All Cats Should Have Microchips Fitted
Hopefully, your cat will be back with you soon. Don’t forget about what happened here. If you haven’t already, have your cat microchipped as this gives people who find a stray cat the best chance of reuniting it with its family.
Because some people still don’t seem aware that cats have microchips, when they find a hungry unknown cat in their garden, they assume it’s a stray, feed it, and adopt it (or it adopts them!) Cases of cats having been adopted in this way are often only discovered if the new owner takes the cat to a vet and the vet happens to scan it and finds it is micro-chipped, which leads to the discovery of the prior owner.
Tip: if you ever move house get your details updated on the microchip database – make sure you get details of how to do this from your vet when you have your cat microchipped.
Get a Pet Locator In Case Your Cat Goes Missing
Once you have your little bundle of fur back with you, prevent this from happening again. Technology to the rescue, again! There are many pet locators on the market. This one (click to read reviews on Amazon) is our favorite because it is a nice size for a cat’s collar. These locators can really help speed up the process of finding your cat next time they’re out beyond curfew time. I know it’s easy to tell someone how to prevent something from happening after it has happened. But these things are really worthwhile considering most owners will experience this at some point.
So, how long do cats go missing for? Well, usually they return within 24 hours.

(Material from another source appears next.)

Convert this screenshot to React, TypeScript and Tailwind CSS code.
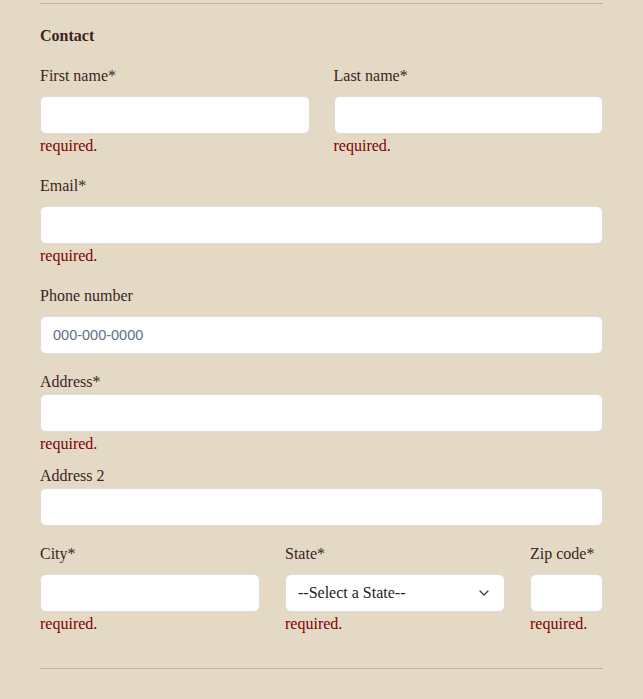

Finally, I hope your cat never goes missing but if it does, spread the word far and wide. Call local vets and rescue centers, put up posters locally and talk to all your neighbors. They will most likely be quite close and locked in somewhere they ventured into. Call their name and hopefully, they’ll respond. Once you have them back, give them a stern talking to, informing them of the stress they’ve put you under and inform them they must not do this again!